Exercise: Report every line below that holds the word "styles".

━━━━

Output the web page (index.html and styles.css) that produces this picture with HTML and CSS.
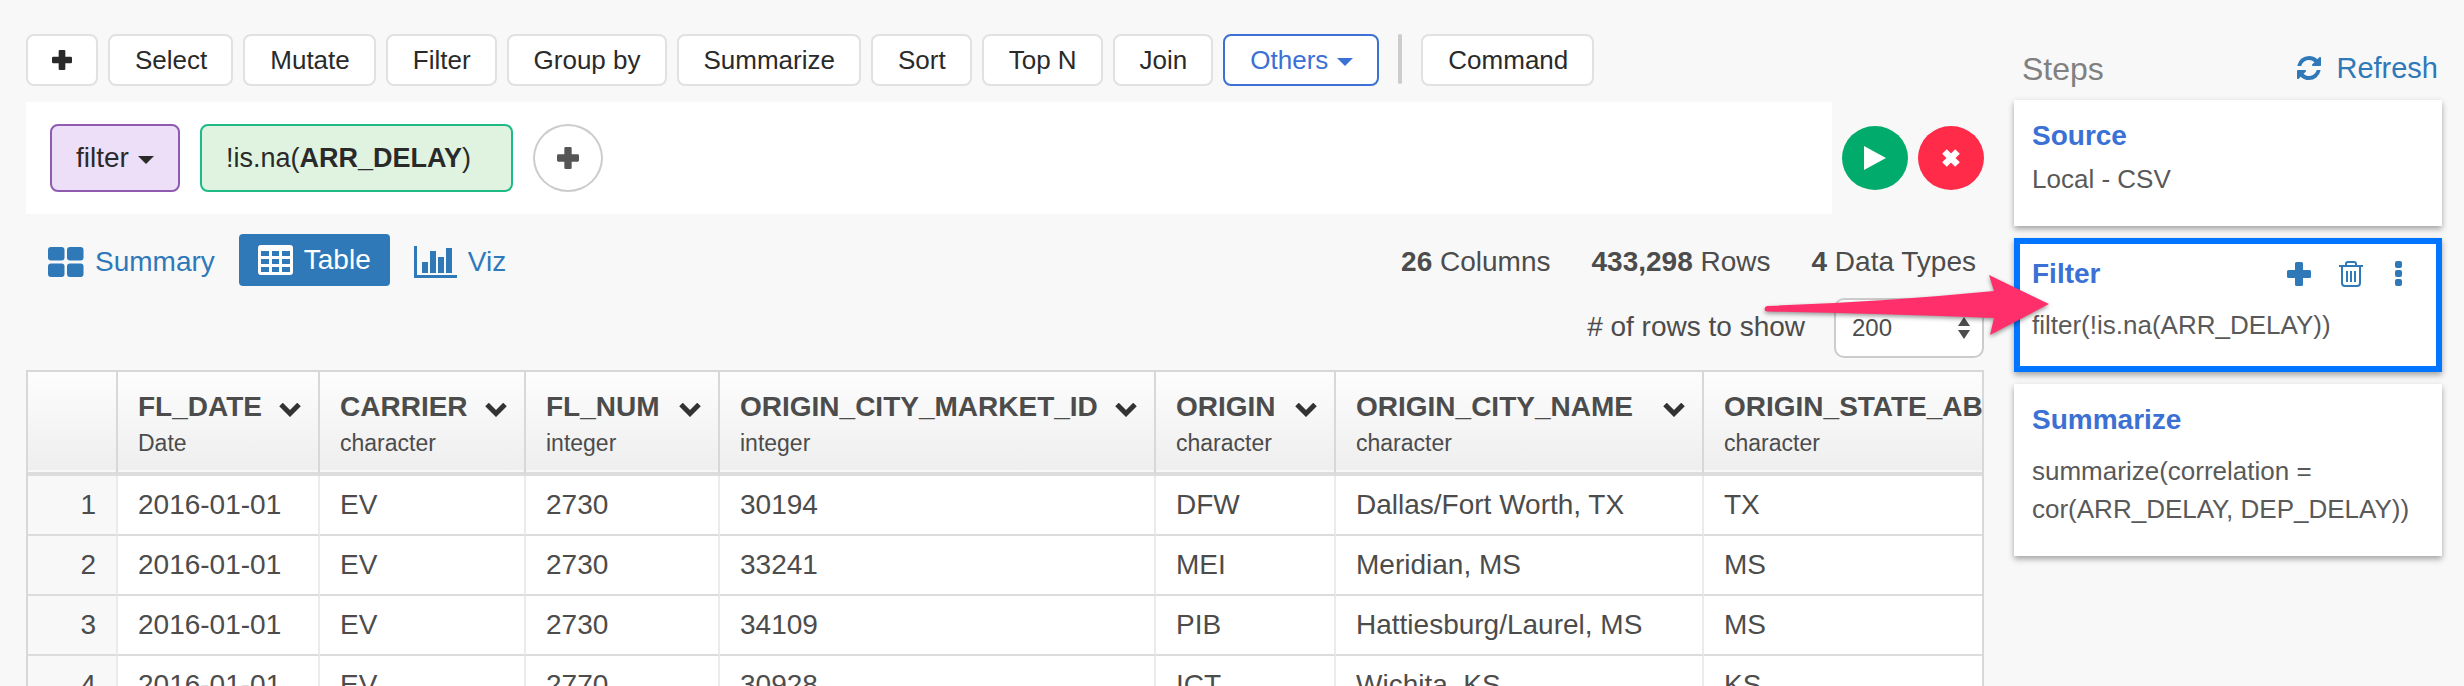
FILE: index.html
```html
<!DOCTYPE html>
<html lang="en">
<head>
<meta charset="utf-8">
<title>Flight data</title>
<link rel="stylesheet" href="styles.css">
</head>
<body>
<svg class="defs" aria-hidden="true">
  <symbol id="plus" viewBox="0 0 24 24"><path d="M9.500 0h5q1.500 0 1.500 1.500V8h6.500q1.500 0 1.500 1.500v5q0 1.500-1.500 1.500H16v6.500q0 1.500-1.500 1.500h-5q-1.500 0-1.500-1.500V16H1.500Q0 16 0 14.500v-5Q0 8 1.500 8H8V1.500Q8 0 9.500 0z"/></symbol>
  <symbol id="caret" viewBox="0 0 16 8"><path d="M0 0h16L8 8z"/></symbol>
  <symbol id="chevron" viewBox="0 0 22 14"><path d="M2 1.500L11 10.500l9-9" fill="none" stroke="currentColor" stroke-width="5"/></symbol>
</svg>
<div class="page">
  <main class="main">
    <div class="toolbar">
      <button class="tool tool-add" aria-label="Add"><svg class="icon-20"><use href="#plus"/></svg></button>
      <button class="tool">Select</button>
      <button class="tool">Mutate</button>
      <button class="tool">Filter</button>
      <button class="tool">Group by</button>
      <button class="tool">Summarize</button>
      <button class="tool">Sort</button>
      <button class="tool">Top N</button>
      <button class="tool">Join</button>
      <button class="tool tool-active">Others <svg class="caret"><use href="#caret"/></svg></button>
      <span class="separator"></span>
      <button class="tool">Command</button>
    </div>

    <div class="builder">
      <div class="expression">
        <button class="chip chip-verb">filter <svg class="caret"><use href="#caret"/></svg></button>
        <button class="chip chip-condition"><span>!is.na(<b>ARR_DELAY</b>)</span></button>
        <button class="round round-add" aria-label="Add condition"><svg class="icon-22"><use href="#plus"/></svg></button>
      </div>
      <button class="round round-run" aria-label="Run"><svg width="22" height="24" viewBox="0 0 22 24"><path d="M0 0l22 12L0 24z"/></svg></button>
      <button class="round round-cancel" aria-label="Cancel"><svg width="20" height="20" viewBox="0 0 20 20"><path d="M3.500 3.500l13 13M16.500 3.500l-13 13" stroke="currentColor" stroke-width="6.500"/></svg></button>
    </div>

    <div class="viewbar">
      <nav class="tabs">
        <a class="tab" href="#summary"><svg width="36" height="30" viewBox="0 0 36 30"><rect width="16.500" height="13.500" rx="3"/><rect x="19" width="16.500" height="13.500" rx="3"/><rect y="16.500" width="16.500" height="13.500" rx="3"/><rect x="19" y="16.500" width="16.500" height="13.500" rx="3"/></svg>Summary</a>
        <a class="tab tab-active" href="#table"><svg width="35" height="30" viewBox="0 0 35 30"><path fill-rule="evenodd" d="M3 0h29q3 0 3 3v24q0 3-3 3H3q-3 0-3-3V3q0-3 3-3zM3 6v5h8V6zM14 6v5h7V6zM24 6v5h8V6zM3 14v5h8v-5zM14 14v5h7v-5zM24 14v5h8v-5zM3 22v5h8v-5zM14 22v5h7v-5zM24 22v5h8v-5z"/></svg>Table</a>
        <a class="tab" href="#viz"><svg width="43" height="32" viewBox="0 0 43 32"><path d="M0 0h3v29h40v3H0zM8 16h6v11H8zM16 5h6v22h-6zM24 11h6v16h-6zM32 2h6v25h-6z"/></svg>Viz</a>
      </nav>
      <div class="stats">
        <span><b>26</b> Columns</span>
        <span><b>433,298</b> Rows</span>
        <span><b>4</b> Data Types</span>
      </div>
    </div>

    <div class="rowcount">
      <label for="rows"># of rows to show</label>
      <div class="select-wrap">
        <select id="rows"><option>200</option></select>
        <svg class="select-arrows" viewBox="0 0 12 22"><path d="M0 9L6 0l6 9zM0 13l6 9 6-9z"/></svg>
      </div>
    </div>

    <div class="grid-wrap">
      <table class="grid">
        <colgroup><col class="w-index"><col class="w-date"><col class="w-carrier"><col class="w-num"><col class="w-market"><col class="w-origin"><col class="w-city"><col></colgroup>
        <thead>
          <tr>
            <th></th>
            <th><div class="head">FL_DATE<button class="menu" aria-label="FL_DATE menu"><svg><use href="#chevron"/></svg></button></div><div class="type">Date</div></th>
            <th><div class="head">CARRIER<button class="menu" aria-label="CARRIER menu"><svg><use href="#chevron"/></svg></button></div><div class="type">character</div></th>
            <th><div class="head">FL_NUM<button class="menu" aria-label="FL_NUM menu"><svg><use href="#chevron"/></svg></button></div><div class="type">integer</div></th>
            <th><div class="head">ORIGIN_CITY_MARKET_ID<button class="menu" aria-label="ORIGIN_CITY_MARKET_ID menu"><svg><use href="#chevron"/></svg></button></div><div class="type">integer</div></th>
            <th><div class="head">ORIGIN<button class="menu" aria-label="ORIGIN menu"><svg><use href="#chevron"/></svg></button></div><div class="type">character</div></th>
            <th><div class="head">ORIGIN_CITY_NAME<button class="menu" aria-label="ORIGIN_CITY_NAME menu"><svg><use href="#chevron"/></svg></button></div><div class="type">character</div></th>
            <th><div class="head">ORIGIN_STATE_AB</div><div class="type">character</div></th>
          </tr>
        </thead>
        <tbody>
          <tr><td>1</td><td>2016-01-01</td><td>EV</td><td>2730</td><td>30194</td><td>DFW</td><td>Dallas/Fort Worth, TX</td><td>TX</td></tr>
          <tr><td>2</td><td>2016-01-01</td><td>EV</td><td>2730</td><td>33241</td><td>MEI</td><td>Meridian, MS</td><td>MS</td></tr>
          <tr><td>3</td><td>2016-01-01</td><td>EV</td><td>2730</td><td>34109</td><td>PIB</td><td>Hattiesburg/Laurel, MS</td><td>MS</td></tr>
          <tr><td>4</td><td>2016-01-01</td><td>EV</td><td>2770</td><td>30928</td><td>ICT</td><td>Wichita, KS</td><td>KS</td></tr>
        </tbody>
      </table>
    </div>
  </main>

  <aside class="steps">
    <header class="steps-head">
      <h2>Steps</h2>
      <button class="refresh"><svg width="24" height="24" viewBox="0 0 1536 1536"><path d="M1511 928q0 5-1 7-64 268-268 434.500T764 1536q-146 0-282.500-55T238 1324l-129 129q-19 19-45 19t-45-19-19-45V960q0-26 19-45t45-19h448q26 0 45 19t19 45-19 45l-137 137q71 66 161 102t187 36q134 0 250-65t186-179q11-17 53-117 8-23 30-23h192q13 0 22.500 9.500t9.500 22.500zm25-800v448q0 26-19 45t-45 19h-448q-26 0-45-19t-19-45 19-45l138-138Q969 256 768 256q-134 0-250 65T332 500q-11 17-53 117-8 23-30 23H50q-13 0-22.500-9.500T18 608v-7q65-268 270-434.500T768 0q146 0 284 55.500T1297 212l130-129q19-19 45-19t45 19 19 45z"/></svg>Refresh</button>
    </header>
    <section class="card card-source">
      <div class="card-head"><h3>Source</h3></div>
      <p>Local - CSV</p>
    </section>
    <section class="card card-selected">
      <div class="card-head">
        <h3>Filter</h3>
        <div class="actions">
          <button aria-label="Add step"><svg width="24" height="24"><use href="#plus"/></svg></button>
          <button aria-label="Delete step"><svg width="24" height="26" viewBox="0 0 24 26"><path d="M0 5h24M3 5v17q0 3 3 3h12q3 0 3-3V5M7 5V3q0-2 2-2h6q2 0 2 2v2M8 10v11M12 10v11M16 10v11" fill="none" stroke="currentColor" stroke-width="2"/></svg></button>
          <button aria-label="More"><svg width="8" height="26" viewBox="0 0 8 26"><rect width="7" height="7" rx="2"/><rect y="9" width="7" height="7" rx="2"/><rect y="18" width="7" height="7" rx="2"/></svg></button>
        </div>
      </div>
      <p>filter(!is.na(ARR_DELAY))</p>
      <svg class="pointer" viewBox="0 0 290 72"><path d="M4 34Q120 30 231 19L226 3l60 29-59 31 4-17Q120 42 4 39.500q-2.500-.5-2.500-2.500T4 34z"/></svg>
    </section>
    <section class="card">
      <div class="card-head"><h3>Summarize</h3></div>
      <p>summarize(correlation = cor(ARR_DELAY, DEP_DELAY))</p>
    </section>
  </aside>
</div>
</body>
</html>
```
FILE: styles.css
```css
* {
  box-sizing: border-box;
}

body {
  margin: 0;
  height: 100vh;
  overflow: hidden;
  background: #f8f8f8;
  color: #4c4c4c;
  font: 28px/32px "Liberation Sans", Arial, sans-serif;
}

button {
  margin: 0;
  padding: 0;
  border: 0;
  background: none;
  color: inherit;
  font: inherit;
}

svg {
  display: block;
  flex: none;
  fill: currentColor;
}

.defs {
  position: absolute;
  width: 0;
  height: 0;
}

.icon-20 { width: 20px; height: 20px; }
.icon-22 { width: 22px; height: 22px; }
.caret { width: 16px; height: 8px; margin-top: 4px; }

.page {
  display: flex;
  gap: 30px;
  padding: 34px 22px 0 26px;
}

.main {
  flex: 1;
  min-width: 0;
}

/* Toolbar */
.toolbar {
  display: flex;
  gap: 10px;
}

.tool {
  display: flex;
  align-items: center;
  gap: 9px;
  height: 52px;
  padding: 0 24px 0 25px;
  border: 2px solid #e1e1e1;
  border-radius: 8px;
  background: #fff;
  color: #2a2a2a;
  font-size: 26px;
  white-space: nowrap;
}

.tool-add {
  padding: 0 24px;
}

.tool-active {
  border-color: #3b70d4;
  color: #3b70d4;
}

.separator {
  width: 4px;
  height: 50px;
  margin: 0 9px;
  border-radius: 2px;
  background: #ccc;
}

/* Expression builder */
.builder {
  display: flex;
  align-items: center;
  gap: 10px;
  margin-top: 16px;
}

.expression {
  flex: 1;
  display: flex;
  align-items: center;
  gap: 20px;
  padding: 22px 24px;
  background: #fff;
}

.chip {
  display: flex;
  align-items: center;
  gap: 9px;
  height: 68px;
  padding: 0 24px;
  border: 2px solid;
  border-radius: 8px;
  color: #2a2a2a;
  white-space: nowrap;
}

.chip-verb {
  border-color: #8e5bb0;
  background: #ecdff7;
}

.chip-condition {
  padding-right: 40px;
  border-color: #1dba85;
  background: #dff3e0;
  font-size: 27px;
}

.round {
  display: flex;
  align-items: center;
  justify-content: center;
  width: 66px;
  height: 64px;
  border-radius: 50%;
  color: #fff;
}

.round-add {
  width: 70px;
  height: 68px;
  border: 2px solid #ccc;
  color: #555;
}

.round-run { background: #00ab6b; }
.round-cancel { background: #ff2b49; }

/* View switch and dataset figures */
.viewbar {
  display: flex;
  align-items: center;
  justify-content: space-between;
  margin-top: 20px;
  padding-right: 8px;
}

.tabs,
.tab {
  display: flex;
  align-items: center;
}

.tabs {
  gap: 24px;
  padding-left: 22px;
}

.tab {
  gap: 11px;
  color: #2f79b9;
  text-decoration: none;
}

.tab-active {
  height: 52px;
  margin-bottom: 4px;
  padding: 0 19px;
  border-radius: 4px;
  background: #2f79b9;
  color: #fff;
}

.stats {
  display: flex;
  gap: 41px;
}

.rowcount {
  display: flex;
  align-items: baseline;
  justify-content: flex-end;
  gap: 29px;
  margin-top: 8px;
}

.select-wrap {
  position: relative;
}

select {
  display: block;
  appearance: none;
  width: 150px;
  height: 60px;
  padding: 0 16px;
  border: 2px solid #ccc;
  border-radius: 10px;
  background: #fff;
  color: #4c4c4c;
  font: 24px/32px "Liberation Sans", Arial, sans-serif;
}

.select-arrows {
  position: absolute;
  top: 19px;
  right: 14px;
  width: 12px;
  height: 22px;
  pointer-events: none;
}

/* Data grid */
.grid-wrap {
  margin-top: 12px;
  overflow: hidden;
  border: 2px solid #d8d8d8;
  border-bottom: 0;
  background: #fff;
}

.grid {
  width: 100%;
  table-layout: fixed;
  border-collapse: separate;
  border-spacing: 0;
}

.w-index { width: 90px; }
.w-date { width: 202px; }
.w-carrier { width: 206px; }
.w-num { width: 194px; }
.w-market { width: 436px; }
.w-origin { width: 180px; }
.w-city { width: 368px; }

.grid th {
  padding: 18px 17px 15px 20px;
  border-right: 2px solid #d8d8d8;
  border-bottom: 4px solid #ddd;
  background: linear-gradient(#fdfdfd, #eee);
  box-shadow: inset 0 -2px #f8f8f8;
  text-align: left;
  white-space: nowrap;
}

.head {
  display: flex;
  align-items: center;
  justify-content: space-between;
  line-height: 34px;
}

.menu svg {
  width: 22px;
  height: 14px;
  margin-top: 6px;
  color: #333;
}

.type {
  margin-top: 5px;
  font-size: 23px;
  font-weight: 400;
  line-height: 28px;
}

.grid td {
  height: 60px;
  padding: 0 20px;
  border-right: 2px solid #ebebeb;
  border-bottom: 2px solid #dcdcdc;
  white-space: nowrap;
}

.grid td:first-child {
  background: #f8f8f8;
  text-align: right;
}

.grid th:last-child,
.grid td:last-child {
  border-right: 0;
}

/* Steps panel */
.steps {
  flex: none;
  width: 428px;
}

.steps-head {
  display: flex;
  align-items: center;
  justify-content: space-between;
  height: 66px;
  padding: 2px 4px 0 8px;
}

.steps-head h2 {
  margin: 2px 0 0;
  color: #808080;
  font-size: 32px;
  font-weight: 400;
}

.refresh {
  display: flex;
  align-items: center;
  gap: 15px;
  color: #2f79b9;
  font-size: 29px;
}

.card {
  position: relative;
  margin-bottom: 12px;
  padding: 16px 18px 28px;
  background: #fff;
  box-shadow: 0 3px 6px rgba(0, 0, 0, 0.35);
}

.card-head {
  display: flex;
  align-items: center;
  justify-content: space-between;
  margin-bottom: 12px;
}

.card-source .card-head {
  margin-bottom: 4px;
}

.card-selected {
  padding: 10px 12px 22px;
  border: 6px solid #0075ff;
}

.card h3 {
  margin: 0;
  color: #3b70d4;
  font-size: 28px;
  line-height: 40px;
}

.card p {
  margin: 0;
  color: #595959;
  font-size: 26px;
  line-height: 38px;
}

.actions {
  display: flex;
  align-items: center;
  gap: 28px;
  padding-right: 21px;
  color: #2f79b9;
}

.actions button:last-child {
  margin-left: 4px;
}

/* Callout arrow laid over the panel edge */
.pointer {
  position: absolute;
  top: 28px;
  left: -257px;
  width: 290px;
  height: 72px;
  overflow: visible;
  color: #ff2f6c;
  filter: drop-shadow(0 2px 2px rgba(0, 0, 0, 0.4));
}
```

━━━━

The response:
Output the web page (index.html and styles.css) that produces this picture with HTML and CSS.
<link rel="stylesheet" href="styles.css">
FILE: styles.css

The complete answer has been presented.